Silenzio degli obbedienti. Sulle fasce arcobaleno l'ultima ipocrisia Fifa

Il messaggio versione Lgbtq+ considerato eccessivo, meglio una formula edulcorata...

Silenzio degli obbedienti. Sulle fasce arcobaleno l'ultima ipocrisia Fifa

Fascia o non fascia? Combattere o obbedire? Il mondo del calcio, in Qatar, ha deciso di obbedire fingendo di combattere per i diritti civili. Ed allora meglio il rude realismo di Hugo Lloris, portiere capitano della Francia, che ha detto ancor prima di partire: «Rispetto regole e cultura di questo Paese pur a malincuore», piuttosto che il balletto dei servitori di due padroni: ovvero i 7 capitani di 7 federazioni che sono finiti sull'attenti. È bastata una alzata di sopracciglio del presidente «acchiappa danari» (certo il muscoloso Infantino, un emigrato secondo i suoi racconti) perché tutti tornassero al più mite pensiero di una fascia «No Discrimination» anziché alla più «coraggiosa» fascia arcobaleno del «One love» in appoggio a chi lotta per i diritti Lgbtq+. Ovvero: tutti fermi e tutti zitti che, se vi vede il muscolo, siete tutti fritti, diceva un vecchio spot. Qui non si scherza: il Qatar sbatte in faccia l'importanza del godere di diritti civili spesso negati. E non sono sepolti, nella memoria, i tanti morti contati per costruire i suoi stadi. Peccato che il calcio se ne sia ricordato solo ora: una volta raccolto il malloppo nelle mani Fifa. Il pallone non esce bene da questo bagno nella retorica che finisce in bluff. La Fifa ancora meno, ma ci ha abituati: Infantino, inizialmente, non ha nemmeno risposto alle 10 federazioni, poi ridotte a 7, che avevano chiesto di far indossare la fascia arcobaleno ai capitani per segnalare critica e protesta. Definirla contestazione è ridicolo. E la Fifa ha agito seguendo l'insegnamento del muscolare presidente: guai a voi! Ieri ha spiegato: se lo fate, secondo regolamento arriveranno sanzioni disciplinari ai capitani, cioè multa e ammonizione. Niente di nuovo su quel fronte: cosa aspettarsi di diverso da un ente che bada al business ed ha sposato i soldi del Qatar? Non certo la carta dei diritti. Non scopriamo ora che la Fifa adocchia altri fini. Sarebbe stato meglio agire prima, magari 4-5 anni fa. Ma nessun si è mosso o indignato, più che nelle parole. Le federazioni potevano rifiutarsi e non lo hanno fatto. I giocatori urlare e non hanno urlato. In questi giorni è comparsa la foto di ragazze iraniane senza copricapo in uno spogliatoio: era un simbolo di reazione. Poi è stata trovata una scusa banale per evitar pene vere. Loro rischiano, non così i giocatori che si inginocchiano a salvare le coscienze. C'è differenza tra coraggio e coraggio.
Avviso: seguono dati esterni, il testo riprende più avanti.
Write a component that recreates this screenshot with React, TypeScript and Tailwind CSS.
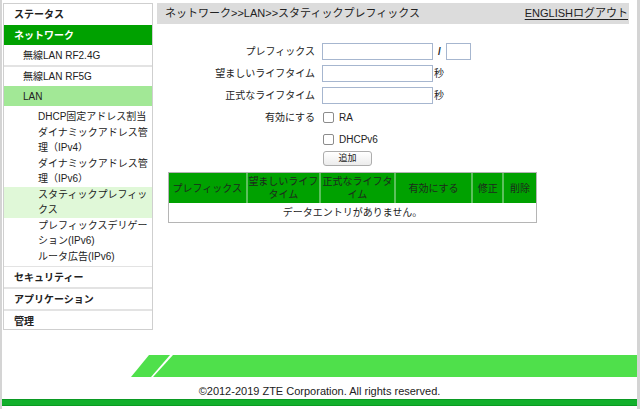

Ed allora eccoli schierati a centrocampo gli intrepidi Kane (Inghilterra) e Van Dijk (Olanda) che avevano sventolato parole rivoluzionarie. Eccoli, nel silenzio degli obbedienti, con la più mite fascetta «No discrimination» che la Fifa aveva previsto dai quarti ed, invece, ha permesso di vestire fin dall'inizio per mostrare quel tanto di magnanimità ai ribelli. Poi, di questi bracciali «contestatori», ne sono stati preparati altri dai quarti in poi. Ecco perché Lloris, portiere pure del Tottenham, merita stima. Lo ha ripetuto ieri: «Quando diamo il benvenuto agli stranieri in Francia vogliamo che seguano le regole e rispettino la nostra cultura.

Qui ci vien chiesto di rispettare il Paese». Non si chiama coraggio, solo onestà comportamentale magari spinta dalla federazione. Discorso crudamente realista, in attesa di veder colleghi che non protestino solo per lo stipendio.